Michael Houser, Columbus, Richard Proehl, Parsons, Kent L. Thompson, Iola, Mark Schreiber, Emporia, Francis Awerkamp, St. Marys, John Eplee, Atchison, Lonnie Clark, Junction City, Dave Baker, Council Grove, Diana Dierks, Salina, Les Mason, McPherson, Eric L. Smith, Burlington, Kristey Williams, Augusta, Steve Huebert, Valley Center, Emil Bergquist, Park City (has a Libertarian opponent for general election), Joe Seiwert, Pretty Prairie, Brenda Landwehr, Wichita, Bill Pannbacker, Washington, Steven Johnson, Assaria, Troy Waymaster, Bunker Hill, Tory Marie Arnberger, Great Bend, Boyd Orr, Fowler, Kyle Hoffman, Coldwater, Leonard Mastroni, LaCrosse, Don Hineman, Dighton, Bradley Ralph, Dodge City, Russ Jennings, Lakin, and Shannon Francis, Liberal.


Eileen Horn, Lawrence, Jerry Stogsdill, Prairie Village, Jarrod Ousley, Merriam, Louis Ruiz, Kansas City, Pam Curtis, Kansas City, Tom Burroughs, Kansas City (has a Libertarian opponent for general election), Valdenia Winn, Kansas City, Broderick Henderson, Kansas City, Stan Frownfelter, Kansas City, Barbara Ballard, Lawrence, Jim Gartner, Topeka, John Alcala, Topeka, Vic “T-Bone” Miller, Topeka, Sydney Carlin, Manhattan (has a Libertarian opponent for general election), Gail Finney, Wichita, Elizabeth Bishop, Wichita, John Carmichael, Wichita, Tom Sawyer, Wichita, Brandon Whipple, Wichita, Jason Probst, Hutchinson, and Ponka-We Victors, Wichita.

Yes, there are a few races with Libertarian legislative candidates, which were selected at the party’s convention this spring.

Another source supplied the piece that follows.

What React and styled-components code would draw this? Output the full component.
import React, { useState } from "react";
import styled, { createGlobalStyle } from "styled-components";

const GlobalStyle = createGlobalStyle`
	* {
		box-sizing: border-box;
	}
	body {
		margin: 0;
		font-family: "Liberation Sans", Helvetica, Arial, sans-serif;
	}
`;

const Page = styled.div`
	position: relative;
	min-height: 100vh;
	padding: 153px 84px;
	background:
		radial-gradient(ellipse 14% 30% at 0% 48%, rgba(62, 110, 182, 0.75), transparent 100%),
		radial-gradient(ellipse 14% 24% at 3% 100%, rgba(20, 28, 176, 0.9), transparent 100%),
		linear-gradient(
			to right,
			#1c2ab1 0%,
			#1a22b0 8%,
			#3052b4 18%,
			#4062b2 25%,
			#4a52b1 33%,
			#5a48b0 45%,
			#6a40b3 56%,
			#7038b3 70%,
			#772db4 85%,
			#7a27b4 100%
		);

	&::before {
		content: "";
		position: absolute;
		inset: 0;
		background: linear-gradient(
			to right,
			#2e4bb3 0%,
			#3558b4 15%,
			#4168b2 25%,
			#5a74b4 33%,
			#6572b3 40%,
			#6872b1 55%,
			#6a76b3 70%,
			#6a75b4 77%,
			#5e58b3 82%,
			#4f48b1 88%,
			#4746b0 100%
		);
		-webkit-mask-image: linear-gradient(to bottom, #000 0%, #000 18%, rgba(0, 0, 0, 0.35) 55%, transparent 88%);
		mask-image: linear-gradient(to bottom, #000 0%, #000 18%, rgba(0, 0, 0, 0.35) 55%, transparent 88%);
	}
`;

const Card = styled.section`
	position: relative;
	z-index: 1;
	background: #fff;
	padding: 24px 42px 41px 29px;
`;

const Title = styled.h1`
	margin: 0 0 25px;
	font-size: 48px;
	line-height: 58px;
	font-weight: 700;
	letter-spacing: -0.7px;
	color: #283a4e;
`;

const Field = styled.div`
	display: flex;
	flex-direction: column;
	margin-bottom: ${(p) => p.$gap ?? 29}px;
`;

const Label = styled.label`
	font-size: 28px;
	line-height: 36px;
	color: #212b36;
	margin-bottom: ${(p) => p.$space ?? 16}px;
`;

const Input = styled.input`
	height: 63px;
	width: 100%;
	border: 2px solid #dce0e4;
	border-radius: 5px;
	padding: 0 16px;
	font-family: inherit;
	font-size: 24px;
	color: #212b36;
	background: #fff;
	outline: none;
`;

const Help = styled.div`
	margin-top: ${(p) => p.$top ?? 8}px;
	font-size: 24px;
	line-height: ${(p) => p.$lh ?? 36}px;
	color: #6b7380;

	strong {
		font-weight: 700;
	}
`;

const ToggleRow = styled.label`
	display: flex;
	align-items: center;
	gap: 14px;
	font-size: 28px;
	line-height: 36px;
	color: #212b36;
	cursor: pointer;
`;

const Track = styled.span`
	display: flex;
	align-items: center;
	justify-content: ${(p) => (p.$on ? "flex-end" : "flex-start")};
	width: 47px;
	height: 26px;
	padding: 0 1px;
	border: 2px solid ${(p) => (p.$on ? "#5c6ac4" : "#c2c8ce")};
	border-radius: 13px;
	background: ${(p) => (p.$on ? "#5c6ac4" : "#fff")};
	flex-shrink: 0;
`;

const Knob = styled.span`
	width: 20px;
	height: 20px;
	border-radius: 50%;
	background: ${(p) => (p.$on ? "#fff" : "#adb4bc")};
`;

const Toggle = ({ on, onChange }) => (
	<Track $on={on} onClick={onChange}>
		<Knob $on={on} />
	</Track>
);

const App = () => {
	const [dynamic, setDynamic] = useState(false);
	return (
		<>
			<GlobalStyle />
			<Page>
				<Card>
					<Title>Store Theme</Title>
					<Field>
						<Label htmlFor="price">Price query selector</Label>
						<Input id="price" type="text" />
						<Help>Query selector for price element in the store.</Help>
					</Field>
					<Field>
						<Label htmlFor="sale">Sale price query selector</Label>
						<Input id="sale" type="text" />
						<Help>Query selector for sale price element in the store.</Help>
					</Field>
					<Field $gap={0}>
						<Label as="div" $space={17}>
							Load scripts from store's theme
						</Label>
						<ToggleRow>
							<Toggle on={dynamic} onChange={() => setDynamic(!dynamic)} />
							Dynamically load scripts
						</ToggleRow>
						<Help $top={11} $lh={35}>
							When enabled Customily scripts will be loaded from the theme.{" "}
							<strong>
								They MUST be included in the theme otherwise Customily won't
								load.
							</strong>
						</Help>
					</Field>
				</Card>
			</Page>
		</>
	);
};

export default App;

The Libertarians approved a total of six candidates, who will appear just on the November general election ballot, but those Libertarians, for all the hands-off government that they campaign about (oh, and generally legalization of marijuana), they usually wind up with less than 10 percent of the vote, which still leaves the Free Ride 48 in pretty comfortable shape.

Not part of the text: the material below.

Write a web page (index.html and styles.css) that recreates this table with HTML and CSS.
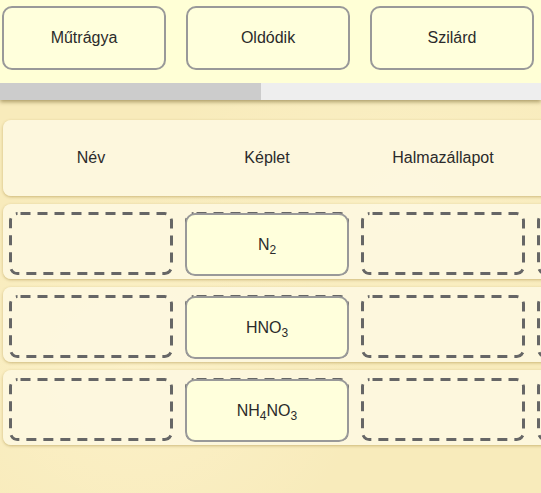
FILE: index.html
```html
<!DOCTYPE html>
<html lang="hu">
<head>
<meta charset="utf-8">
<title>Feladat</title>
<link rel="stylesheet" href="styles.css">
</head>
<body>
<div class="top">
  <div class="options">
    <div class="chip"><span>Műtrágya</span></div>
    <div class="chip"><span>Oldódik</span></div>
    <div class="chip"><span>Szilárd</span></div>
  </div>
  <div class="progress"><div class="fill" style="width:261px"></div></div>
</div>
<div class="board">
  <div class="row header">
    <div class="cell">Név</div>
    <div class="cell">Képlet</div>
    <div class="cell">Halmazállapot</div>
    <div class="cell"></div>
  </div>
  <div class="row">
    <div class="zone"></div>
    <div class="zone"><div class="chip placed"><span>N<sub>2</sub></span></div></div>
    <div class="zone"></div>
    <div class="zone"></div>
  </div>
  <div class="row">
    <div class="zone"></div>
    <div class="zone"><div class="chip placed"><span>HNO<sub>3</sub></span></div></div>
    <div class="zone"></div>
    <div class="zone"></div>
  </div>
  <div class="row">
    <div class="zone"></div>
    <div class="zone"><div class="chip placed"><span>NH<sub>4</sub>NO<sub>3</sub></span></div></div>
    <div class="zone"></div>
    <div class="zone"></div>
  </div>
</div>
</body>
</html>
```
FILE: styles.css
```css
html, body {
  margin: 0;
  padding: 0;
}
body {
  width: 541px;
  height: 493px;
  overflow: hidden;
  font-family: "Liberation Sans", Arial, sans-serif;
  font-size: 16px;
  color: #2b2b2b;
  background:
    radial-gradient(ellipse at 25% 75%, rgba(255,246,212,0.55), rgba(255,246,212,0) 40%),
    radial-gradient(ellipse at 75% 40%, rgba(255,246,212,0.4), rgba(255,246,212,0) 45%),
    #f8ebbb;
}
.top {
  position: relative;
  z-index: 2;
  background: #ffffd6;
  box-shadow: 0 2px 4px rgba(80,60,0,0.45);
}
.options {
  display: flex;
  gap: 20px;
  padding: 6px 0 0 2px;
  height: 83px;
  box-sizing: border-box;
}
.chip {
  width: 164px;
  height: 64px;
  box-sizing: border-box;
  border: 2px solid #999;
  border-radius: 10px;
  background: #ffffdc;
  display: flex;
  align-items: center;
  justify-content: center;
}
.progress {
  height: 17px;
  background: #eeeeee;
}
.fill {
  height: 100%;
  background: #cccccc;
}
.board {
  padding: 20px 0 0 3px;
  display: flex;
  flex-direction: column;
  gap: 8px;
}
.row {
  width: 720px;
  height: 75px;
  box-sizing: border-box;
  padding: 8px 0 0 6px;
  display: flex;
  gap: 12px;
  background: rgba(253,247,224,0.92);
  border-radius: 8px;
  box-shadow: 0 1px 3px rgba(150,120,40,0.45);
}
.row.header {
  height: 76px;
  padding: 0 0 0 6px;
}
.cell {
  width: 164px;
  flex: none;
  display: flex;
  align-items: center;
  justify-content: center;
}
.zone {
  position: relative;
  width: 164px;
  height: 63px;
  flex: none;
  box-sizing: border-box;
  border-radius: 8px;
  background-image: url("data:image/svg+xml,%3Csvg xmlns='http://www.w3.org/2000/svg' width='164' height='63'%3E%3Crect x='1.5' y='1.5' width='161' height='60' rx='7' fill='none' stroke='%23666' stroke-width='3' stroke-dasharray='10 7' stroke-dashoffset='-3'/%3E%3C/svg%3E");
  background-repeat: no-repeat;
}
.chip.placed {
  position: absolute;
  left: 0;
  top: 1px;
  height: 63px;
}
sub {
  font-size: 12px;
  vertical-align: -4px;
  line-height: 0;
}
```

Now, while those Free Ride candidates don’t have much in the way of opposition, the smart ones campaign as though they had an opponent, so their voters feel that their votes are valuable and cherished by the unopposed.

Yes, there will be some door-to-dooring, and it probably doesn’t hurt to have a sign or two up in prominent locations, so their constituents feel that their votes are important.

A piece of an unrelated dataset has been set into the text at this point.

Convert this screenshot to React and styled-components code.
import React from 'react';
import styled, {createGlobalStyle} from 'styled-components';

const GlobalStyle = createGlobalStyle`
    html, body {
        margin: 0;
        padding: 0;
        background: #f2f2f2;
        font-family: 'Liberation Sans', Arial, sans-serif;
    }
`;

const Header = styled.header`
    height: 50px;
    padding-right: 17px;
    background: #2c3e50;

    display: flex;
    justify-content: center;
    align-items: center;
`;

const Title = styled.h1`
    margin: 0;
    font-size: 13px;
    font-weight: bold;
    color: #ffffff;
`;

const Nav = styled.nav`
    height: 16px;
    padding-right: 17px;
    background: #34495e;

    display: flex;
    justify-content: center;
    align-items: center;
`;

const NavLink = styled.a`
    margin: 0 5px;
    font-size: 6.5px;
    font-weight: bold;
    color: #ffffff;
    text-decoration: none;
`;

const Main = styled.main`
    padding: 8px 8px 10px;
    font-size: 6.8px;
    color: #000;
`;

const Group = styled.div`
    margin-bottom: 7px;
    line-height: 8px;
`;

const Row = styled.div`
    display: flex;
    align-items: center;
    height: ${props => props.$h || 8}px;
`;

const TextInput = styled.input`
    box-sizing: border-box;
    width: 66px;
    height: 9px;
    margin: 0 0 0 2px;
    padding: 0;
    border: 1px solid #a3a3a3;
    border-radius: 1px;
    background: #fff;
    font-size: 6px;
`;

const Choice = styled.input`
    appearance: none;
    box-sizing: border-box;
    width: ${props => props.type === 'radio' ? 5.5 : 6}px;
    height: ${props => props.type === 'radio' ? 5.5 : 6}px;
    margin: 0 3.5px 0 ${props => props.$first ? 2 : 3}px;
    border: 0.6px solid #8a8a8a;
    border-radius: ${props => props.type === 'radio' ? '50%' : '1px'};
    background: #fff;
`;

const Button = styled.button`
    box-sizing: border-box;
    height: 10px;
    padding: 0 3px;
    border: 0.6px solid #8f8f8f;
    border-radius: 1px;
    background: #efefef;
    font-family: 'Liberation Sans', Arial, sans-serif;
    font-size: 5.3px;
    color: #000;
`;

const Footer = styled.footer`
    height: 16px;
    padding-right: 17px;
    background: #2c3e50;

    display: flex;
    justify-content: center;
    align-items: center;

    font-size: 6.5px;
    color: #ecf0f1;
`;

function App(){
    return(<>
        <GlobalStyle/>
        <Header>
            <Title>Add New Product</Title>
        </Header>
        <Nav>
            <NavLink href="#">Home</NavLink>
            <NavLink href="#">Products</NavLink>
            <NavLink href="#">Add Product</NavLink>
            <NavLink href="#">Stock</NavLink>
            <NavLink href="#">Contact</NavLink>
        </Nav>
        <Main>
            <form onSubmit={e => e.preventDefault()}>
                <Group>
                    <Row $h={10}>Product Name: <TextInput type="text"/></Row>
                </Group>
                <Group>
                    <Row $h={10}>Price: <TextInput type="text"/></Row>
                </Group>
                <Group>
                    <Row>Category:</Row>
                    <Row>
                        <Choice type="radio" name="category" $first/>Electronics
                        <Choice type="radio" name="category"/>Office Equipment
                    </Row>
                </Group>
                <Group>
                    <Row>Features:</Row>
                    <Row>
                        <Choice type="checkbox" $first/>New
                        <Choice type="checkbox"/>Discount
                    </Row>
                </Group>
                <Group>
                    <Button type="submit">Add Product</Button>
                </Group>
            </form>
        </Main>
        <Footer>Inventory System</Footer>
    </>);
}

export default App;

And in recent House campaigns some candidates have spent tens of thousands of dollars on campaigns, just so their constituents feel valued. They attend the parades, and without an opponent breathing down their neck, tend to toss a little better-than-expected candy to voters’ children and grandchildren.

Never hurts to be a little extra-nice ... might mean that two years from now, they’ll be unopposed again. There are some House members who haven’t had a political opponent in several election cycles.

But that means they must fairly represent their district and do their duties well enough that nobody else is going to pony up the $120 in fees to get on the ballot to challenge them.

The Free Ride 48? Most of them earned the title by good work for their constituents.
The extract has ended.